*Entries supplied*
>>
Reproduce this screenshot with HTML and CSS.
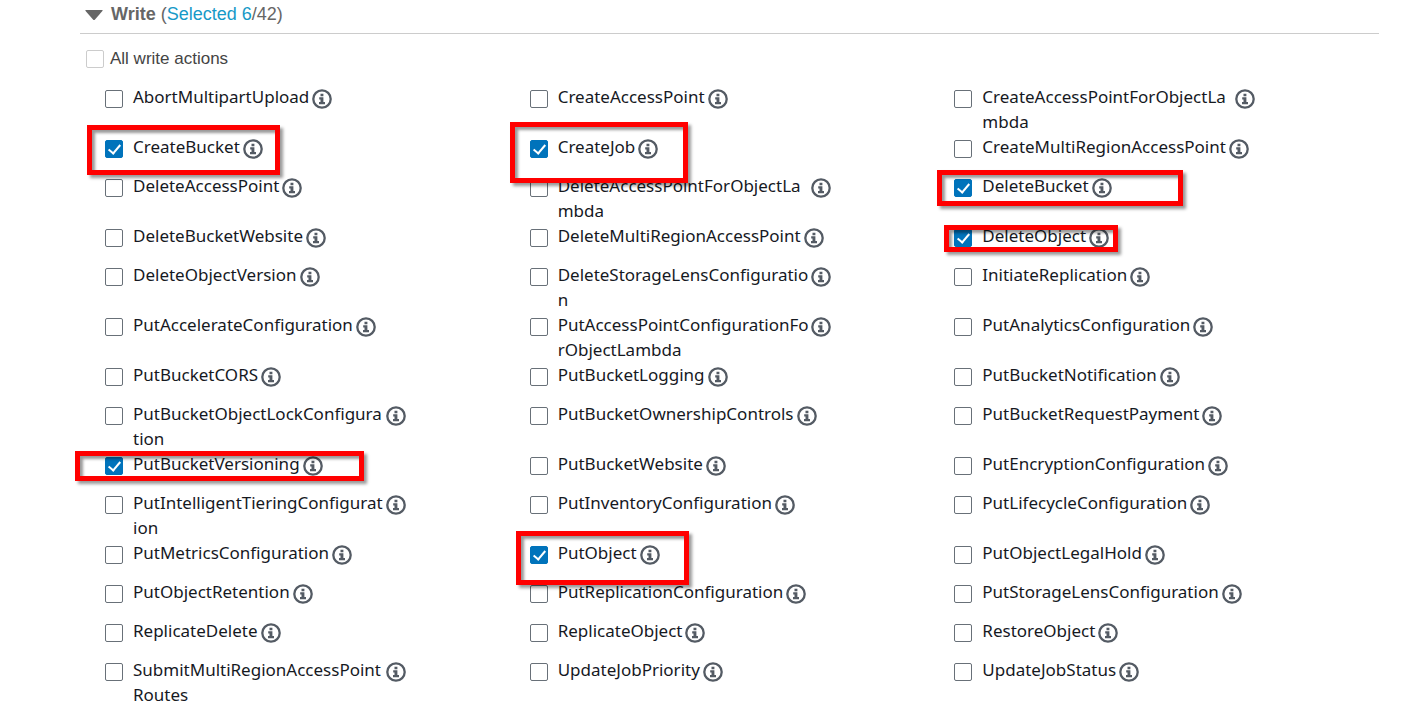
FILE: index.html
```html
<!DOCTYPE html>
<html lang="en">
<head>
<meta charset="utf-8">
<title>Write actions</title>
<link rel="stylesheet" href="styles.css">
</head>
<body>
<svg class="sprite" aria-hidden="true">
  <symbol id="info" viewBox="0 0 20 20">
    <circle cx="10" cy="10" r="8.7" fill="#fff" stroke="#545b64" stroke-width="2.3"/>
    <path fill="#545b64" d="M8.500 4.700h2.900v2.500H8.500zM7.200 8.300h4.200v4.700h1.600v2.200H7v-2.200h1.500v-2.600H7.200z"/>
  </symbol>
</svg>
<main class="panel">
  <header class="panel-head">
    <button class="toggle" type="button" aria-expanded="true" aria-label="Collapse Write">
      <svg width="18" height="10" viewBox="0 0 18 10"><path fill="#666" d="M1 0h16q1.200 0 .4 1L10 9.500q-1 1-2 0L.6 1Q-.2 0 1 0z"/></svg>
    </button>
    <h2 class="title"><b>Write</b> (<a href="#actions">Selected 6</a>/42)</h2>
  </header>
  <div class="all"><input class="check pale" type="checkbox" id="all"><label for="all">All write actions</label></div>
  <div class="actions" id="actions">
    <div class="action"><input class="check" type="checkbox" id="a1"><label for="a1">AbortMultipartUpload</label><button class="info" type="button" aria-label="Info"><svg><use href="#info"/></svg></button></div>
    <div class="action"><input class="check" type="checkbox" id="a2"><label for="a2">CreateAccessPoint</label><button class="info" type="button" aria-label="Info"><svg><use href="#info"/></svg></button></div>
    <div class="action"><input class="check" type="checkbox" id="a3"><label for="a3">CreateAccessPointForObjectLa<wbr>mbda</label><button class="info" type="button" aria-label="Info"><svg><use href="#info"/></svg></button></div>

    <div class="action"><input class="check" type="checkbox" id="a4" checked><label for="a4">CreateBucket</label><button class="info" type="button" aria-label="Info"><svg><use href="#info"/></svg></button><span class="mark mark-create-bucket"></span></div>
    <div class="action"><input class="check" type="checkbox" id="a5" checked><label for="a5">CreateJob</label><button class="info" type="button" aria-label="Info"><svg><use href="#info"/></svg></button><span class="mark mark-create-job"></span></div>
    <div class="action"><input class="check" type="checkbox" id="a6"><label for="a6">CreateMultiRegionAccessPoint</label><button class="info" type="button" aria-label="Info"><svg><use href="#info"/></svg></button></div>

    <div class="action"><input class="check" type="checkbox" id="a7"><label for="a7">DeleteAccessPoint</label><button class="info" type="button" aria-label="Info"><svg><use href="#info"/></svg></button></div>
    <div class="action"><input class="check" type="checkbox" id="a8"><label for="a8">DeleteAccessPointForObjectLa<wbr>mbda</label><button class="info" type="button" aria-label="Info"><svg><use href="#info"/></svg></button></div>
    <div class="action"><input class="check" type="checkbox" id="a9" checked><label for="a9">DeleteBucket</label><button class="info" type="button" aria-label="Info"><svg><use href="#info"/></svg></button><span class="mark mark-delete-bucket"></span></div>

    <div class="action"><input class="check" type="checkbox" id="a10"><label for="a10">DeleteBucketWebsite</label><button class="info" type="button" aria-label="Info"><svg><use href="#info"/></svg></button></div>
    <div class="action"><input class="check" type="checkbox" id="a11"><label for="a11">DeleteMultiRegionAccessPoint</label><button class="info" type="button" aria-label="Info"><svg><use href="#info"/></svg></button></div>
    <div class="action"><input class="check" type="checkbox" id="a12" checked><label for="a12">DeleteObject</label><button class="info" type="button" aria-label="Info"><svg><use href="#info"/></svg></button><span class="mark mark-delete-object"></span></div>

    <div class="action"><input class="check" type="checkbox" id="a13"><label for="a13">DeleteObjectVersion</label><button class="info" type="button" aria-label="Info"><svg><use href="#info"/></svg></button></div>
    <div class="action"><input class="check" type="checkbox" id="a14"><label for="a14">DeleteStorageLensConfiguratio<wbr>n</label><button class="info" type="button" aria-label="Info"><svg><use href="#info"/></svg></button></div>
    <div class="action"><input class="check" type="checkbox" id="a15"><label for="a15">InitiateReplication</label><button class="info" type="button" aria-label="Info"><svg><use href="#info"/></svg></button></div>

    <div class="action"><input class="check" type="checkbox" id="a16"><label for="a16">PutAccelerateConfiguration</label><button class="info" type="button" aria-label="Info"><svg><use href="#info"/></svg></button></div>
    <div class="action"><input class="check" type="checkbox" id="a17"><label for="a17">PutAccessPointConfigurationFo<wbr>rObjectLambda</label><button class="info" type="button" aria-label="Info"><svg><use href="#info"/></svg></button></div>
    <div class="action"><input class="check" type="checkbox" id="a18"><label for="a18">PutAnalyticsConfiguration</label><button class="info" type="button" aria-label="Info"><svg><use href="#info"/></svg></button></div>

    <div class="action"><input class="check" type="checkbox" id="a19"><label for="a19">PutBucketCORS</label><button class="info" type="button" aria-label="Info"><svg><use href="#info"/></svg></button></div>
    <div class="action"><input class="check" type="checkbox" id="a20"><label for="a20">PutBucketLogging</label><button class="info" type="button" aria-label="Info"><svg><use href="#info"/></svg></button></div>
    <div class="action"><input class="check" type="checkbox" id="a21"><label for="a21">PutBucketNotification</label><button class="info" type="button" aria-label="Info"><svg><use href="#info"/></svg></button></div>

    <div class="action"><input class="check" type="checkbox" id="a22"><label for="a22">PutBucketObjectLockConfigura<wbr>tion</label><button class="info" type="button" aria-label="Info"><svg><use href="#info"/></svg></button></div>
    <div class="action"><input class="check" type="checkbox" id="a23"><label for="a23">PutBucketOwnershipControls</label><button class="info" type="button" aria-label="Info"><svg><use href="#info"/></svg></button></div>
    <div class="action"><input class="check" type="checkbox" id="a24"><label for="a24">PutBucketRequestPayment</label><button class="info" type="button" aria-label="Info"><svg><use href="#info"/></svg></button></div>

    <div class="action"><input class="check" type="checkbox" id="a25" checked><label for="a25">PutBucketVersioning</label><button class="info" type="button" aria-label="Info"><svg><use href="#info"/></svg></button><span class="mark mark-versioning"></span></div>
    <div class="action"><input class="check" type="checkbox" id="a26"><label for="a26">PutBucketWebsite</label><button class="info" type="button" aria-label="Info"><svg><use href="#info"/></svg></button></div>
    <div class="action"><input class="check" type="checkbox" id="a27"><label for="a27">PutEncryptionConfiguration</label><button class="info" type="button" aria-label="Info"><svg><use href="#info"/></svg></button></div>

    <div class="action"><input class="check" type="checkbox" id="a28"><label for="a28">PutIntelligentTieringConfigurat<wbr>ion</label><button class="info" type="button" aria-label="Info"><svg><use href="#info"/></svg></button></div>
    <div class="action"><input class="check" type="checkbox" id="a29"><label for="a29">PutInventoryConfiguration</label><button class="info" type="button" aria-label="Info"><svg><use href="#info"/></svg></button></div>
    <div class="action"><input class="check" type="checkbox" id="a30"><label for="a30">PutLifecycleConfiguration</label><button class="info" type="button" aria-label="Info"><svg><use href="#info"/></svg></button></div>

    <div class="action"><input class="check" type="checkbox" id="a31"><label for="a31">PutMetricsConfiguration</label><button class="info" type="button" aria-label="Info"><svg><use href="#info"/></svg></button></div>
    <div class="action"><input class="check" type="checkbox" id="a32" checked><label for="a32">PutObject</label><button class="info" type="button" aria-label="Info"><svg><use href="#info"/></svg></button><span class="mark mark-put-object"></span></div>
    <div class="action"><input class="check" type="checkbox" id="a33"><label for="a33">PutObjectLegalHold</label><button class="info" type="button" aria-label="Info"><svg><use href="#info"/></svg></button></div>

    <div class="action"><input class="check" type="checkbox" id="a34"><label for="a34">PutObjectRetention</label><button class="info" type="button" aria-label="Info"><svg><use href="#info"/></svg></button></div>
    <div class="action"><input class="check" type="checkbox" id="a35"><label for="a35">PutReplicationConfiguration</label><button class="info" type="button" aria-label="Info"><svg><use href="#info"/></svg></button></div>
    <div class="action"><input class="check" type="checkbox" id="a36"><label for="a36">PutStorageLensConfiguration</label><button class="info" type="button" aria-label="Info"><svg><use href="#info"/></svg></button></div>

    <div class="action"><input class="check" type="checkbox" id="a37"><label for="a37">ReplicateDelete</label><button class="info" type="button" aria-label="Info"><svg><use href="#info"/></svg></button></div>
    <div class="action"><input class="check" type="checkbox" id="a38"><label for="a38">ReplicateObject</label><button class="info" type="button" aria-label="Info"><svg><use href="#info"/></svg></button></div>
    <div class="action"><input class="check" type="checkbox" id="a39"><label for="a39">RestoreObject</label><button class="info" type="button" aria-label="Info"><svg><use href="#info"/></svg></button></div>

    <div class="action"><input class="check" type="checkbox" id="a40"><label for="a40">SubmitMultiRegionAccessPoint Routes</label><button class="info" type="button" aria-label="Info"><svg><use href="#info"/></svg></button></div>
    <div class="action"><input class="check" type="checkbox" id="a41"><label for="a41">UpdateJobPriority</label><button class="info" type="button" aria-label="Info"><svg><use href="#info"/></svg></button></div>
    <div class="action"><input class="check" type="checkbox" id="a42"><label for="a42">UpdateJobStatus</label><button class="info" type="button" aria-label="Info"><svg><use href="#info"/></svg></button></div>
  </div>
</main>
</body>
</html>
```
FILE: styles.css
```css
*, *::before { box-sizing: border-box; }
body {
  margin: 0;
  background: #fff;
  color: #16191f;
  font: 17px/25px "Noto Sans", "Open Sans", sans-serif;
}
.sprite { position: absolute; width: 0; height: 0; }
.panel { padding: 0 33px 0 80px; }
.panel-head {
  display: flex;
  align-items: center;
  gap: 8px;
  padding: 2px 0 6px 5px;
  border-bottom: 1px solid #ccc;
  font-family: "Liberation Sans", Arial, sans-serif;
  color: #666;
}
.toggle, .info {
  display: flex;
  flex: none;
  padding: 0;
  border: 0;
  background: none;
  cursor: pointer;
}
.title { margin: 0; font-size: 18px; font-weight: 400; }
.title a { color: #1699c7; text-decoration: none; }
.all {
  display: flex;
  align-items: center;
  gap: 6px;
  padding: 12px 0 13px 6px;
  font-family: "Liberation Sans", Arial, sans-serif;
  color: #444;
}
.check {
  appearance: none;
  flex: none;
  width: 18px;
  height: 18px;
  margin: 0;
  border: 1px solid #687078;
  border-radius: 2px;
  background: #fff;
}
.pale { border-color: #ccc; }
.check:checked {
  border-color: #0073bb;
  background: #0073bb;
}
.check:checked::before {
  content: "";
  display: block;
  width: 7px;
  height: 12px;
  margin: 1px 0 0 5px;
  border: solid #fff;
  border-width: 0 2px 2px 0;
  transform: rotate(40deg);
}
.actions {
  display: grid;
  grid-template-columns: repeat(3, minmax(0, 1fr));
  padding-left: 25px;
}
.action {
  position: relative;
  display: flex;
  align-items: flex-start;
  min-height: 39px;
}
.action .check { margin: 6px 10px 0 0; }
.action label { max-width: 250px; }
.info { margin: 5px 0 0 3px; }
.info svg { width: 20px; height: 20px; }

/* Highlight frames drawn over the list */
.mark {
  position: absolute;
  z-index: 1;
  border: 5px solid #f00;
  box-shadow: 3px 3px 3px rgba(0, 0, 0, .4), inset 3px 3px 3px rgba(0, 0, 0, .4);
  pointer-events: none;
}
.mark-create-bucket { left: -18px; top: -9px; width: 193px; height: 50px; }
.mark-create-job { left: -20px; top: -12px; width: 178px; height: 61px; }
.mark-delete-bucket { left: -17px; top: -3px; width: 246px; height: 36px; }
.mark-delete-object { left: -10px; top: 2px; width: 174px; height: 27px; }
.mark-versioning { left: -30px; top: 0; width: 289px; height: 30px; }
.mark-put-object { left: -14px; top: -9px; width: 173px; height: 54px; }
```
<<
>>
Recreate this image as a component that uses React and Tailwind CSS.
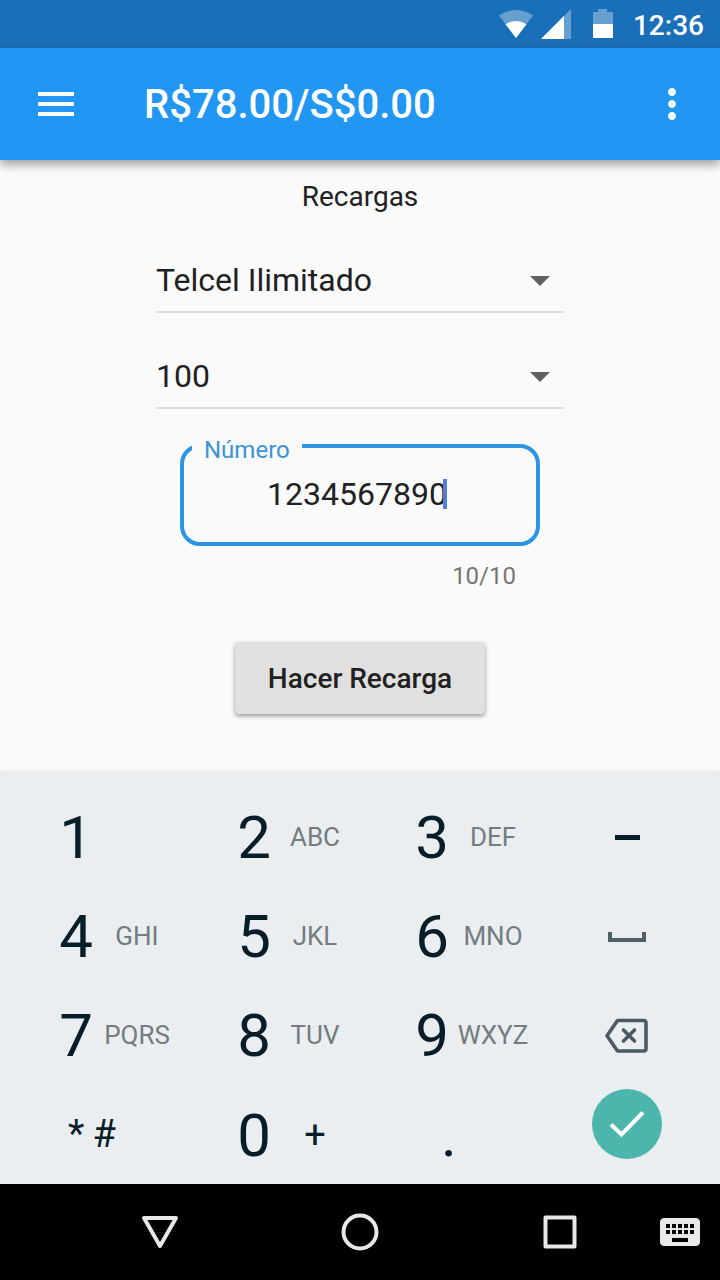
<<
>>
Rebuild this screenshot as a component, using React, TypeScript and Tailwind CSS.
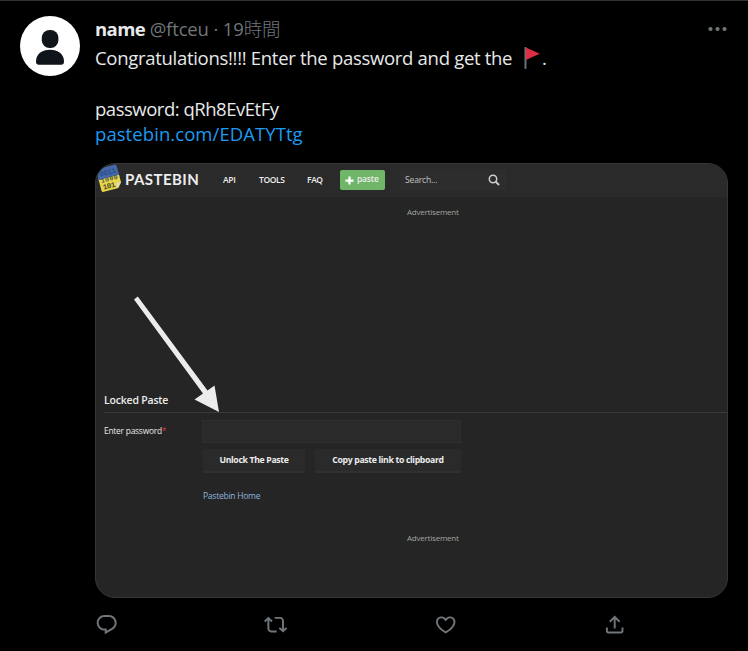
<<
*Aim of the task*
Return each line that includes "React".

*Response to this task*
Recreate this image as a component that uses React and Tailwind CSS.
Rebuild this screenshot as a component, using React, TypeScript and Tailwind CSS.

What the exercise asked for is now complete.